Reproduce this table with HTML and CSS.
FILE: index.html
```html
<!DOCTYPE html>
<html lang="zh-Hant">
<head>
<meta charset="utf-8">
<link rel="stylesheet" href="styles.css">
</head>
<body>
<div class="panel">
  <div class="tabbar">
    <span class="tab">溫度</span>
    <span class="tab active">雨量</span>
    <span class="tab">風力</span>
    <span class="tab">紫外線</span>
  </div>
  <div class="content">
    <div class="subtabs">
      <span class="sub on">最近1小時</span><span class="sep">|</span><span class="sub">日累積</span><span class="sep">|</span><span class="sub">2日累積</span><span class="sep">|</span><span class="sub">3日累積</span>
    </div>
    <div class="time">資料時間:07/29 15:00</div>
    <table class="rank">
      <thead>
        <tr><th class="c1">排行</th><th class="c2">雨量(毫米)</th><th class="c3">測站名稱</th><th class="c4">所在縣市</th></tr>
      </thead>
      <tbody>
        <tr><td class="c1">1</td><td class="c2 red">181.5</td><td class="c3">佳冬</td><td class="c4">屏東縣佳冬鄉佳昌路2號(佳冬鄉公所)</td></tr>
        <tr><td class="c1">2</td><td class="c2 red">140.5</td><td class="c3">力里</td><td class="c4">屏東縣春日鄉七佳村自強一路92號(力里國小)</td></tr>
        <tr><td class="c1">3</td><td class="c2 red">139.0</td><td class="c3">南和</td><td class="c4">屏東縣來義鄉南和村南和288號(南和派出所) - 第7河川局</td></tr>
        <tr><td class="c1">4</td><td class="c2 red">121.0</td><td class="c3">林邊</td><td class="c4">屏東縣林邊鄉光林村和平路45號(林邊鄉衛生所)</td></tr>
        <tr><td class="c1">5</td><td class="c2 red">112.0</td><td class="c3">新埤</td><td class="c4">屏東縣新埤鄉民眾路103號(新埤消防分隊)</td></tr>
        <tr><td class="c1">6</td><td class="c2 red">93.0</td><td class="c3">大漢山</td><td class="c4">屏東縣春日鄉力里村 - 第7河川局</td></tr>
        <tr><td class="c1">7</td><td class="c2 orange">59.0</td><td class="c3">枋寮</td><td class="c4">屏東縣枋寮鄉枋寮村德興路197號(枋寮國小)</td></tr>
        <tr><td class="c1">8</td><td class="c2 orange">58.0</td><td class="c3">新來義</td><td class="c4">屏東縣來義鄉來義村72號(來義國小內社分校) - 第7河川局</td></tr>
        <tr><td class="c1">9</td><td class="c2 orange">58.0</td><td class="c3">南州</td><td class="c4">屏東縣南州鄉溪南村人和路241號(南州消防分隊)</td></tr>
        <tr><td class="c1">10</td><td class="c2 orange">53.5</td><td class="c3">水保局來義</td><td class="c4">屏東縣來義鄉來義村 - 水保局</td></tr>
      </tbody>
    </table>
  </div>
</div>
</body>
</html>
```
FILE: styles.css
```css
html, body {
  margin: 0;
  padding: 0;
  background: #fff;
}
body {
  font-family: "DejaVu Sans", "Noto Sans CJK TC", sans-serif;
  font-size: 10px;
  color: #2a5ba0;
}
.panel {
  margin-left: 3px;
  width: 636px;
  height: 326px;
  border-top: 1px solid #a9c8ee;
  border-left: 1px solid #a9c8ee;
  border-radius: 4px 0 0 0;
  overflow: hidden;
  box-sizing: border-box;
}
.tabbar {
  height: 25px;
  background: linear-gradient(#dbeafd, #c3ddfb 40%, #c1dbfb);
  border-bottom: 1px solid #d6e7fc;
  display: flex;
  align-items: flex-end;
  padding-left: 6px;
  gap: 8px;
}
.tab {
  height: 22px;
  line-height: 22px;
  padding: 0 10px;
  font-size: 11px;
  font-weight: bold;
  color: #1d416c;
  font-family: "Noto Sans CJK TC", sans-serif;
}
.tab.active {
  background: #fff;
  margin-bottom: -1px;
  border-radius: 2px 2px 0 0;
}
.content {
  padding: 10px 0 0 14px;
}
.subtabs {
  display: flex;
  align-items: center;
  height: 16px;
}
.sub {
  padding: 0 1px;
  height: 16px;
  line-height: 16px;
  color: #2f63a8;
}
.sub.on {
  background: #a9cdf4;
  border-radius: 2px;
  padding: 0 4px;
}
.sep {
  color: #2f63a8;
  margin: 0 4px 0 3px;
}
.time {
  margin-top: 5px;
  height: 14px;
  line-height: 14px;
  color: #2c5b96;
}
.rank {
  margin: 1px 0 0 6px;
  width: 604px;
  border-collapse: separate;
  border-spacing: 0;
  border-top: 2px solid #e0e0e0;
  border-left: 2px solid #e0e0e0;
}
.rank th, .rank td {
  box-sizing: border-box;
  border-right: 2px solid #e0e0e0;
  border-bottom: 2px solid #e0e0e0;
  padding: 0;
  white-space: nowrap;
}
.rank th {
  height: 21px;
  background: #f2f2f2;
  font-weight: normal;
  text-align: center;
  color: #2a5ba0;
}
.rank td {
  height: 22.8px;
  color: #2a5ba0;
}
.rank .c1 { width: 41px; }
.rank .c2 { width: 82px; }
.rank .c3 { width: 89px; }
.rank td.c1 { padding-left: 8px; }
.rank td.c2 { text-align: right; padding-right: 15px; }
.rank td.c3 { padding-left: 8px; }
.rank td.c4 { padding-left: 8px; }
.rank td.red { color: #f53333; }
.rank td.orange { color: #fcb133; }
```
--
● JOB:
Copy the material above verbatim.

● IN RESPONSE:
Reproduce this table with HTML and CSS.
FILE: index.html
```html
<!DOCTYPE html>
<html lang="zh-Hant">
<head>
<meta charset="utf-8">
<link rel="stylesheet" href="styles.css">
</head>
<body>
<div class="panel">
  <div class="tabbar">
    <span class="tab">溫度</span>
    <span class="tab active">雨量</span>
    <span class="tab">風力</span>
    <span class="tab">紫外線</span>
  </div>
  <div class="content">
    <div class="subtabs">
      <span class="sub on">最近1小時</span><span class="sep">|</span><span class="sub">日累積</span><span class="sep">|</span><span class="sub">2日累積</span><span class="sep">|</span><span class="sub">3日累積</span>
    </div>
    <div class="time">資料時間:07/29 15:00</div>
    <table class="rank">
      <thead>
        <tr><th class="c1">排行</th><th class="c2">雨量(毫米)</th><th class="c3">測站名稱</th><th class="c4">所在縣市</th></tr>
      </thead>
      <tbody>
        <tr><td class="c1">1</td><td class="c2 red">181.5</td><td class="c3">佳冬</td><td class="c4">屏東縣佳冬鄉佳昌路2號(佳冬鄉公所)</td></tr>
        <tr><td class="c1">2</td><td class="c2 red">140.5</td><td class="c3">力里</td><td class="c4">屏東縣春日鄉七佳村自強一路92號(力里國小)</td></tr>
        <tr><td class="c1">3</td><td class="c2 red">139.0</td><td class="c3">南和</td><td class="c4">屏東縣來義鄉南和村南和288號(南和派出所) - 第7河川局</td></tr>
        <tr><td class="c1">4</td><td class="c2 red">121.0</td><td class="c3">林邊</td><td class="c4">屏東縣林邊鄉光林村和平路45號(林邊鄉衛生所)</td></tr>
        <tr><td class="c1">5</td><td class="c2 red">112.0</td><td class="c3">新埤</td><td class="c4">屏東縣新埤鄉民眾路103號(新埤消防分隊)</td></tr>
        <tr><td class="c1">6</td><td class="c2 red">93.0</td><td class="c3">大漢山</td><td class="c4">屏東縣春日鄉力里村 - 第7河川局</td></tr>
        <tr><td class="c1">7</td><td class="c2 orange">59.0</td><td class="c3">枋寮</td><td class="c4">屏東縣枋寮鄉枋寮村德興路197號(枋寮國小)</td></tr>
        <tr><td class="c1">8</td><td class="c2 orange">58.0</td><td class="c3">新來義</td><td class="c4">屏東縣來義鄉來義村72號(來義國小內社分校) - 第7河川局</td></tr>
        <tr><td class="c1">9</td><td class="c2 orange">58.0</td><td class="c3">南州</td><td class="c4">屏東縣南州鄉溪南村人和路241號(南州消防分隊)</td></tr>
        <tr><td class="c1">10</td><td class="c2 orange">53.5</td><td class="c3">水保局來義</td><td class="c4">屏東縣來義鄉來義村 - 水保局</td></tr>
      </tbody>
    </table>
  </div>
</div>
</body>
</html>
```
FILE: styles.css
```css
html, body {
  margin: 0;
  padding: 0;
  background: #fff;
}
body {
  font-family: "DejaVu Sans", "Noto Sans CJK TC", sans-serif;
  font-size: 10px;
  color: #2a5ba0;
}
.panel {
  margin-left: 3px;
  width: 636px;
  height: 326px;
  border-top: 1px solid #a9c8ee;
  border-left: 1px solid #a9c8ee;
  border-radius: 4px 0 0 0;
  overflow: hidden;
  box-sizing: border-box;
}
.tabbar {
  height: 25px;
  background: linear-gradient(#dbeafd, #c3ddfb 40%, #c1dbfb);
  border-bottom: 1px solid #d6e7fc;
  display: flex;
  align-items: flex-end;
  padding-left: 6px;
  gap: 8px;
}
.tab {
  height: 22px;
  line-height: 22px;
  padding: 0 10px;
  font-size: 11px;
  font-weight: bold;
  color: #1d416c;
  font-family: "Noto Sans CJK TC", sans-serif;
}
.tab.active {
  background: #fff;
  margin-bottom: -1px;
  border-radius: 2px 2px 0 0;
}
.content {
  padding: 10px 0 0 14px;
}
.subtabs {
  display: flex;
  align-items: center;
  height: 16px;
}
.sub {
  padding: 0 1px;
  height: 16px;
  line-height: 16px;
  color: #2f63a8;
}
.sub.on {
  background: #a9cdf4;
  border-radius: 2px;
  padding: 0 4px;
}
.sep {
  color: #2f63a8;
  margin: 0 4px 0 3px;
}
.time {
  margin-top: 5px;
  height: 14px;
  line-height: 14px;
  color: #2c5b96;
}
.rank {
  margin: 1px 0 0 6px;
  width: 604px;
  border-collapse: separate;
  border-spacing: 0;
  border-top: 2px solid #e0e0e0;
  border-left: 2px solid #e0e0e0;
}
.rank th, .rank td {
  box-sizing: border-box;
  border-right: 2px solid #e0e0e0;
  border-bottom: 2px solid #e0e0e0;
  padding: 0;
  white-space: nowrap;
}
.rank th {
  height: 21px;
  background: #f2f2f2;
  font-weight: normal;
  text-align: center;
  color: #2a5ba0;
}
.rank td {
  height: 22.8px;
  color: #2a5ba0;
}
.rank .c1 { width: 41px; }
.rank .c2 { width: 82px; }
.rank .c3 { width: 89px; }
.rank td.c1 { padding-left: 8px; }
.rank td.c2 { text-align: right; padding-right: 15px; }
.rank td.c3 { padding-left: 8px; }
.rank td.c4 { padding-left: 8px; }
.rank td.red { color: #f53333; }
.rank td.orange { color: #fcb133; }
```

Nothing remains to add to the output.